Sunday, July 22, 2018

Can virtues change?

Do virtues differ across societies and time-periods, or are they universal? If you want to make yourself into a better person, a better man, how do you know what direction to move in? For instance, is piety a virtue? Is patience, elegance, humility? Magnanimity, gentlemanlyness, wisdom... obedience, filial piety, fear of God? Or are some of these virtues now hopelessly outdated, ill-suited to a world which moves at breakneck pace, too lofty and idealistic in a world that is all about the material? What can we truly learn, for instance, about living in the world when we read a classic work on ethics and manners like the Confucian Analects? How relevant are these ancient discourses today? Why should anyone read about the ideal of how a "noble man" (the superior gentleman, junzi) should behave, when such an ideal would be exceedingly difficult to implement in practice?

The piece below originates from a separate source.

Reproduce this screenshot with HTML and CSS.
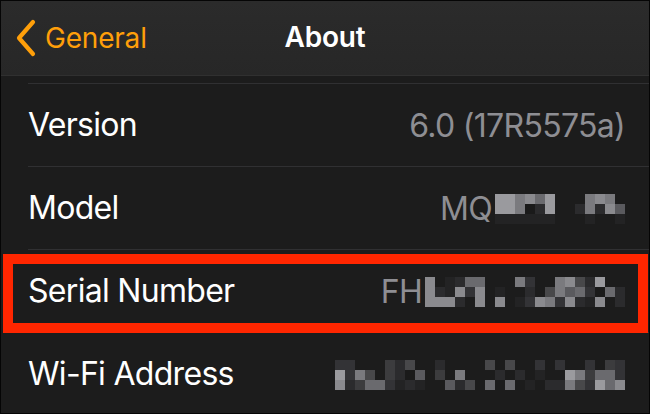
FILE: index.html
```html
<!DOCTYPE html>
<html>
<head>
<meta charset="utf-8">
<link rel="stylesheet" href="styles.css">
</head>
<body>
<div class="frame">
  <header class="nav">
    <div class="back">
      <svg class="chev" width="24" height="38" viewBox="0 0 24 38"><path d="M19 3 L5 19 L19 35" fill="none" stroke="#ff9f0a" stroke-width="4.2" stroke-linecap="round" stroke-linejoin="round"/></svg>
      <span>General</span>
    </div>
    <div class="title">About</div>
  </header>
  <main class="list">
    <div class="row">
      <span class="label">Version</span>
      <span class="value">6.0 (17R5575a)</span>
    </div>
    <div class="row">
      <span class="label">Model</span>
      <span class="value">MQ<span class="pix pix13">
        <i class="kb"></i><i class="kb"></i><i class="k9"></i><i class="ka"></i><i class="k8"></i><i class="kb"></i><i></i><i></i><i></i><i class="k9"></i><i class="ka"></i><i class="k9"></i><i></i>
        <i class="kb"></i><i class="kb"></i><i class="k9"></i><i class="k1"></i><i class="k3"></i><i class="kb"></i><i></i><i></i><i class="k3"></i><i class="k9"></i><i class="k3"></i><i class="ka"></i><i class="k7"></i>
        <i class="k2"></i><i class="k2"></i><i class="k2"></i><i class="k2"></i><i class="k2"></i><i class="k2"></i><i></i><i></i><i></i><i class="k2"></i><i></i><i></i><i class="k2"></i>
      </span></span>
    </div>
    <div class="row">
      <span class="label">Serial Number</span>
      <span class="value">FH<span class="pix pix20">
        <i class="ka"></i><i></i><i class="k2"></i><i class="k3"></i><i class="k8"></i><i class="k8"></i><i></i><i></i><i></i><i class="k9"></i><i class="k4"></i><i></i><i></i><i class="k9"></i><i class="ka"></i><i class="k6"></i><i class="k3"></i><i class="kb"></i><i></i><i></i>
        <i class="ka"></i><i class="k3"></i><i class="k2"></i><i class="ka"></i><i class="k4"></i><i class="ka"></i><i></i><i class="k2"></i><i></i><i></i><i class="k3"></i><i></i><i class="k6"></i><i class="k9"></i><i class="k7"></i><i class="k8"></i><i class="k4"></i><i class="k1"></i><i class="k8"></i><i class="k3"></i>
        <i class="ka"></i><i class="ka"></i><i class="ka"></i><i class="k3"></i><i></i><i class="ka"></i><i></i><i class="ka"></i><i></i><i class="k2"></i><i class="k4"></i><i class="ka"></i><i class="k9"></i><i class="k4"></i><i class="ka"></i><i class="k3"></i><i class="k2"></i><i class="ka"></i><i></i><i class="k3"></i>
      </span></span>
    </div>
    <div class="row">
      <span class="label">Wi-Fi Address</span>
      <span class="value"><span class="pix pix29">
        <i class="k4"></i><i class="k4"></i><i></i><i></i><i></i><i class="k5"></i><i class="k3"></i><i class="k6"></i><i></i><i></i><i class="k3"></i><i></i><i></i><i></i><i></i><i class="k6"></i><i></i><i class="k6"></i><i></i><i></i><i class="k4"></i><i></i><i class="k4"></i><i></i><i></i><i class="k4"></i><i></i><i class="k5"></i><i class="k4"></i>
        <i class="kb"></i><i class="k4"></i><i class="k9"></i><i class="k6"></i><i></i><i class="k5"></i><i class="k3"></i><i class="k1"></i><i class="k7"></i><i></i><i class="k5"></i><i></i><i class="k9"></i><i></i><i></i><i></i><i class="k3"></i><i></i><i class="k3"></i><i></i><i class="k2"></i><i></i><i></i><i class="kb"></i><i class="k9"></i><i class="k5"></i><i class="k8"></i><i class="k8"></i><i class="k4"></i>
        <i class="ka"></i><i class="k3"></i><i class="k5"></i><i class="k8"></i><i class="k8"></i><i class="k4"></i><i class="k2"></i><i class="k3"></i><i class="k2"></i><i></i><i></i><i class="k7"></i><i class="k3"></i><i class="k6"></i><i></i><i class="k8"></i><i></i><i class="k8"></i><i></i><i class="k2"></i><i></i><i class="k3"></i><i class="k3"></i><i class="k9"></i><i class="k6"></i><i class="k4"></i><i class="kb"></i><i class="k8"></i><i class="ka"></i>
      </span></span>
    </div>
  </main>
  <div class="highlight"></div>
</div>
</body>
</html>
```
FILE: styles.css
```css
* { box-sizing: border-box; }
html, body { margin: 0; padding: 0; background: #000; }
body { width: 650px; height: 414px; overflow: hidden; }

.frame {
  position: relative;
  width: 650px;
  height: 414px;
  border: 1px solid #050505;
  background: #1c1c1c;
  font-family: Inter, "Noto Sans", sans-serif;
  overflow: hidden;
  display: flex;
  flex-direction: column;
}

.nav {
  position: relative;
  height: 75px;
  flex: 0 0 75px;
  background: linear-gradient(#2b2b2b, #272727);
  border-bottom: 1px solid #303030;
  display: flex;
  align-items: center;
  justify-content: center;
}
.back {
  position: absolute;
  left: 13px;
  top: 18px;
  display: flex;
  align-items: center;
  gap: 7px;
  color: #ff9f0a;
  font-size: 28px;
  letter-spacing: -0.2px;
}
.chev { display: block; }
.title {
  color: #fff;
  font-size: 28px;
  font-weight: 600;
  margin-top: -2px;
  letter-spacing: -0.2px;
}

.list {
  padding-top: 7px;
  display: flex;
  flex-direction: column;
}
.row {
  position: relative;
  height: 83px;
  flex: 0 0 83px;
  display: flex;
  align-items: center;
  justify-content: space-between;
  padding: 0 24px 0 27px;
}
.row::before {
  content: "";
  position: absolute;
  left: 27px;
  right: 0;
  top: 0;
  height: 1px;
  background: #303032;
}
.label {
  color: #fff;
  font-size: 32px;
  letter-spacing: -0.7px;
}
.value {
  color: #8e8e93;
  font-size: 32px;
  letter-spacing: -0.7px;
  display: flex;
  align-items: center;
  gap: 3px;
  margin-top: 2px;
}

.pix {
  display: grid;
  grid-auto-rows: 10px;
}
.pix13 { grid-template-columns: repeat(13, 10px); }
.pix20 { grid-template-columns: repeat(20, 10px); }
.pix29 { grid-template-columns: repeat(29, 10px); }
.pix i { display: block; width: 10px; height: 10px; }
.k1 { background: #1a1a1a; }
.k2 { background: #232324; }
.k3 { background: #2b2b2d; }
.k4 { background: #333336; }
.k5 { background: #3c3c3e; }
.k6 { background: #48484a; }
.k7 { background: #5a5a5e; }
.k8 { background: #6a6a6e; }
.k9 { background: #7a7a7e; }
.ka { background: #8a8a8e; }
.kb { background: #9a9a9e; }

.highlight {
  position: absolute;
  left: 2px;
  top: 253px;
  width: 645px;
  height: 79px;
  border: 10px solid #ff2600;
}
```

On a few occassions at least I have tried to break out of the slacker mentality that characterizes many of my peers - or should I say, characterizes all of us when we get together: a mildly cynical, disinterested group consciousness that scoffs at pretention and high-minded idealism. In these situations I have usually found that it is near-impossible too break out of such social patterns and try to establish something new. Most people do not seem at all interested, and if my attempt has at all been noticed it has on occassion been met with reactions ranging from sniggering to outright laughter. On such occassions I have quickly corrected myself; this is not an idealistic century, and when the reality of Heaven has been denied altogether, it begins to seem ludicrous when somebody tries to reach it.

There is one saying from the Analects that I particularly like:
See a person's means (of getting things). Observe his motives. Examine that in which he rests. How can a person conceal his character?
And the following one:
If a man has no humaneness what can his propriety be like? If a man has no humaneness what can his happiness be like?
 These sayings are so lofty in character - and needless to say, androcentric - that they are "culturally impossible" today, at least in countries like Sweden.

If the first saying seems obscure to you, it is (I believe) essentially the same as Jesus' saying in Matthew 7:20: By their fruits ye shall know them. Just as a bad tree does not bear good fruits, a person's character is known through his actions.